7Etre privé de logos, de langage, de discours ou de raison, état qui est celui des autres animaux selon la très grande majorité des philosophes grecs, n’impliquait donc pas nécessairement d’être tenu pour inintelligent. Autrement dit, on pouvait fort bien considérer les animaux comme des êtres irrationnels sans pour autant les priver de toute forme d’intelligence, à commencer par cette forme d’intelligence rusée, fourbe, que les Grecs appelaient mêtis et sur laquelle Détienne et Vernant (1974) ont si bien insisté. Là encore, Aristote nous en donne les raisons : « D’ordinaire on considère la pensée (to noein) et l’intelligence (to phronein) comme une sorte de sensation (dans les deux cas, en effet, l’âme juge et connaît une réalité quelconque). Les Anciens, pour leur part, identifient intelligence et sensation » (De l’âme, III, 3, 427 a 19-22). Tout dépend, en effet, de ce qui est entendu par « sensation », aisthêsis, terme qui peut aussi désigner la perception, voire le jugement. Tout animal, qu’il soit humain ou non humain, dispose de la sensation. Sur ce point tous s’entendent et tous admettent également que la sensation est une forme de connaissance.
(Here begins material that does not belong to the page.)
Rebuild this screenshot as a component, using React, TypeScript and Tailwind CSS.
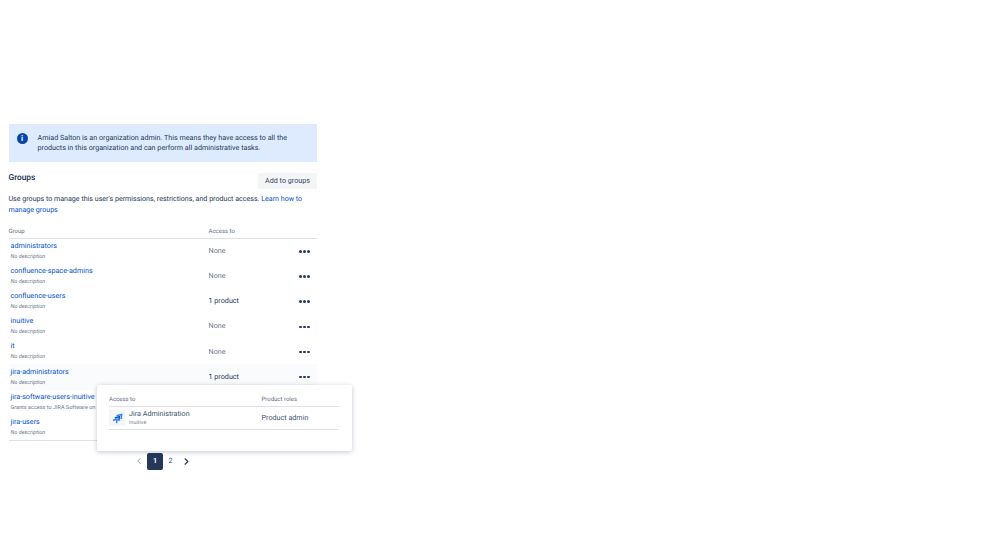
import { ChevronLeft, ChevronRight } from "lucide-react";

const groups = [
  { name: "administrators", desc: "No description", access: "None" },
  { name: "confluence-space-admins", desc: "No description", access: "None" },
  { name: "confluence-users", desc: "No description", access: "1 product" },
  { name: "inuitive", desc: "No description", access: "None" },
  { name: "it", desc: "No description", access: "None" },
  { name: "jira-administrators", desc: "No description", access: "1 product", active: true },
  { name: "jira-software-users-inuitive", desc: "Grants access to JIRA Software on", access: "", plain: true },
  { name: "jira-users", desc: "No description", access: "", plain: true },
];

const Dots = () => (
  <div className="flex gap-[1.5px]">
    <span className="w-[2.5px] h-[2.5px] rounded-full bg-[#253858]" />
    <span className="w-[2.5px] h-[2.5px] rounded-full bg-[#253858]" />
    <span className="w-[2.5px] h-[2.5px] rounded-full bg-[#253858]" />
  </div>
);

const JiraAdminIcon = () => (
  <div className="w-[16px] h-[16px] bg-[#f4f5f7] flex items-center justify-center shrink-0">
    <svg width="11" height="11" viewBox="0 0 12 12" fill="none" strokeWidth="1.6">
      <polyline points="5,3 10.500,1.500 10,6.500" stroke="#2684ff" />
      <polyline points="3,5.500 8,4 7.500,8.500" stroke="#0052cc" />
      <polyline points="1,8 5.500,6.800 5,11" stroke="#2684ff" />
    </svg>
  </div>
);

export default function App() {
  return (
    <div className="relative min-h-[556px] bg-white pt-[124px] pl-[8.5px] font-['Roboto','Open_Sans',sans-serif] text-[#172b4d] antialiased [text-rendering:geometricPrecision]">
      <div className="w-[308.5px]">
        <div className="flex h-[38px] items-center gap-[10px] bg-[#deebff] pl-[8px] pr-[25px]">
          <span className="flex w-[11px] h-[11px] shrink-0 items-center justify-center rounded-full bg-[#0747a6] text-[8px] leading-none font-bold text-white -mt-[9px]">
            i
          </span>
          <p className="text-[7.2px] leading-[10.5px] text-[#253858]">
            Amiad Salton is an organization admin. This means they have access to all the products in this organization and can perform all administrative tasks.
          </p>
        </div>

        <div className="mt-[11px] flex items-start justify-between">
          <h2 className="-mt-[1px] text-[8.3px] leading-[12px] font-medium text-[#172b4d]">Groups</h2>
          <button className="h-[16px] w-[59px] rounded-[2px] bg-[#f4f5f7] text-[7.2px] text-[#344563]">Add to groups</button>
        </div>

        <p className="mt-[5px] pr-[10px] text-[7.1px] leading-[10.5px] text-[#253858]">
          Use groups to manage this user's permissions, restrictions, and product access.{" "}
          <a className="text-[#0052cc]">Learn how to manage groups</a>
        </p>

        <div className="mt-[12px] flex h-[12px] items-start border-b border-[#dfe1e6] text-[6px] leading-[10px] text-[#5e6c84]">
          <div className="w-[200px]">Group</div>
          <div>Access to</div>
        </div>

        <div className="border-b border-[#dfe1e6]">
          {groups.map((g) => (
            <div key={g.name} className={`flex h-[25.1px] items-center ${g.active ? "bg-[#fafbfc]" : ""}`}>
              <div className="w-[200px] pl-[2px] shrink-0">
                <div className="text-[7.2px] leading-[12px] text-[#0052cc] whitespace-nowrap">{g.name}</div>
                <div className={`text-[5.5px] leading-[11px] text-[#6b778c] whitespace-nowrap ${g.plain && g.desc !== "No description" ? "" : "italic"}`}>{g.desc}</div>
              </div>
              {!g.plain && (
                <>
                  <div className={`flex-1 text-[7.2px] ${g.access === "None" ? "text-[#6b778c]" : "text-[#253858]"}`}>{g.access}</div>
                  <div className="pr-[7.5px]"><Dots /></div>
                </>
              )}
            </div>
          ))}
        </div>

        <div className="mt-[12px] flex items-center justify-center text-[7.2px]">
          <span className="flex w-[15.6px] h-[17px] items-center justify-center text-[#a5adba]"><ChevronLeft size={10} strokeWidth={2.5} /></span>
          <span className="flex w-[15.6px] h-[17px] items-center justify-center rounded-[2px] bg-[#253858] font-bold text-white">1</span>
          <span className="flex w-[15.6px] h-[17px] items-center justify-center text-[#42526e]">2</span>
          <span className="flex w-[15.6px] h-[17px] items-center justify-center text-[#253858]"><ChevronRight size={11} strokeWidth={2.5} /></span>
        </div>
      </div>

      {/* popup sits on top of the table */}
      <div className="absolute left-[96.5px] top-[385px] h-[66px] w-[255px] rounded-[2px] bg-white px-[12.5px] pt-[10px] shadow-[0_1px_5px_rgba(9,30,66,0.25)]">
        <div className="flex h-[12px] items-start border-b border-[#dfe1e6] text-[6px] leading-[9px] text-[#5e6c84]">
          <div className="w-[152.5px]">Access to</div>
          <div>Product roles</div>
        </div>
        <div className="flex h-[23px] items-center border-b border-[#dfe1e6]">
          <div className="flex w-[152.5px] items-center gap-[4px]">
            <JiraAdminIcon />
            <div>
              <div className="text-[7.2px] leading-[10px] text-[#42526e]">Jira Administration</div>
              <div className="text-[5.4px] leading-[8px] text-[#7a869a]">Inuitive</div>
            </div>
          </div>
          <div className="text-[7.2px] text-[#42526e]">Product admin</div>
        </div>
      </div>
    </div>
  );
}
Mais de quoi cette connaissance est-elle la connaissance ? Jusqu’où s’étend-elle exactement et quelles autres facultés implique-t-elle ? C’est sur ces questions que les auteurs divergent car on peut étendre l’acception de la sensation jusqu’au point où elle recouvre une certaine forme d’opinion, doxa, position qui est celle de Platon d’une certaine manière ; mais on peut aussi la réduire à la seule connaissance des objets appréhensibles par les sens, point de vue qui fut celui d’Aristote et qui le conduisit à distinguer fermement la pensée de la sensation.
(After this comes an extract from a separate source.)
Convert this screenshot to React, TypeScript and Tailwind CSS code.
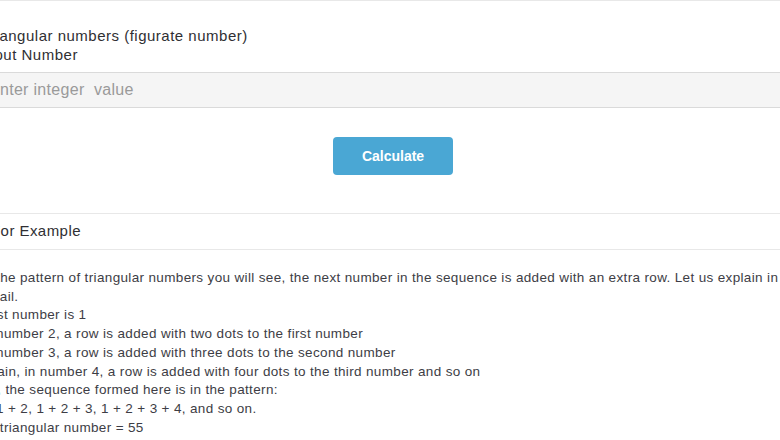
import React from 'react'

const lines = [
    'In the pattern of triangular numbers you will see, the next number in the sequence is added with an extra row. Let us explain in',
    'detail.',
    'First number is 1',
    'In number 2, a row is added with two dots to the first number',
    'In number 3, a row is added with three dots to the second number',
    'Again, in number 4, a row is added with four dots to the third number and so on',
    'So, the sequence formed here is in the pattern:',
    '1, 1 + 2, 1 + 2 + 3, 1 + 2 + 3 + 4, and so on.',
    '10 triangular number = 55'
]

const App = () => {
    return (
        <div className="w-[780px] h-[440px] overflow-hidden bg-white text-[#333] font-['Liberation_Sans',Arial,sans-serif]">
            <div className="border-t border-[#e8e8e8]" />
            <div className="-ml-[17px] w-[820px]">
                {/* calculator */}
                <div className="pt-[25px] -ml-[2px] text-[15px] leading-[19px] tracking-[0.5px] text-[#2f2f33]">
                    <p>Triangular numbers (figurate number)</p>
                    <p>Input Number</p>
                </div>
                <input
                    type="text"
                    placeholder="Enter integer  value"
                    className="mt-[8px] block w-full h-[36px] pl-[6px] bg-[#f5f5f5] border-y border-[#dadada] text-[16px] tracking-[0.3px] placeholder:text-[#9a9a9a] outline-none"
                />
                <div className="flex justify-center mt-[29px]">
                    <button
                        type="button"
                        className="w-[120px] h-[38px] rounded-[4px] bg-[#4aa7d4] text-white text-[14px] font-semibold"
                    >
                        Calculate
                    </button>
                </div>

                {/* example */}
                <div className="mt-[38px] h-[37px] flex items-center pl-[8px] border-y border-[#e8e8e8] text-[15px] tracking-[0.45px] text-[#2f2f33]">
                    For Example
                </div>
                <div className="pt-[19px] -ml-[3px] text-[13.5px] leading-[18.7px] tracking-[0.35px] text-[#3d3d45]">
                    {lines.map((line, i) => (
                        <p key={i} className="whitespace-nowrap">{line}</p>
                    ))}
                </div>
            </div>
        </div>
    )
}

export default App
8Arrêtons-nous un instant sur le cas d’Aristote, ne serait-ce que parce qu’il est l’auteur des premières œuvres conservées de grande envergure consacrées aux animaux, traités qui représentent environ un quart de son œuvre, du moins de celle qui nous est parvenue.
9Certes, Aristote ne fut pas le premier à s’intéresser aux animaux, mais il fut sans doute le premier à s’y intéresser systématiquement tant il croyait avec Héraclite que « les dieux sont aussi dans la cuisine » (PA, I, 5, 645 a 20-21) et qu’il fallait accepter d’entrer dans la cuisine de la nature si l’on voulait y comprendre quelque chose et ne pas se payer de mots, ce qui impliquait selon lui de mener une enquête serrée sur les animaux. Il ne fait guère de doute à mon sens que cet intérêt porté aux animaux, que nous pourrions qualifier de « scientifique », explique qu’Aristote ait pu soutenir que « seul l’homme possède le logos » tout en étant celui des philosophes grecs qui, en dehors de tout souci polémique, a très certainement estimé au plus haut les capacités de ceux qu’il appelait – on l’a vu – « les autres animaux ». En effet, si Aristote réserve le logos aux humains, s’il restreint la portée cognitive de la sensation et refuse de l’identifier à quelque forme de pensée ou d’intelligence, c’est en fait pour bien distinguer la raison humaine de l’intelligence pratique qu’il accorde à certains animaux (pas à tous, donc) et qu’il met en relation avec la mémoire et avec l’imagination que certains de ces animaux posséderaient en plus de la sensation (Méta., A, 1 ; APo, II, 19). Parce que ceux-là ont la sensation du temps passé et sont capables de retenir en eux des « images », ils détiennent une certaine capacité de prévoyance quant à ce qui est bon pour eux, capacité qui définit la phronêsis, ou intelligence pratique, que l’on peut leur attribuer (EN, VI, 7, 1141 a 25-28). Mieux : que l’on est obligé de leur reconnaître, car les en priver serait parler contre les faits, ainsi que le montrent les livres VIII et IX de l’Histoire des animaux. Ces livres prouvent aussi que la notion d’intelligence animale n’a pour Aristote rien de métaphorique, mais qu’elle renvoie aux capacités mentales propres aux autres animaux, même si les mots manquent pour décrire ces capacités de façon non anthropomorphique, obligeant parfois à affirmer que les animaux agissent « comme s’ils raisonnaient » alors même que l’on soutient fermement qu’ils ne raisonnent ni ne délibèrent faute de posséder le logos.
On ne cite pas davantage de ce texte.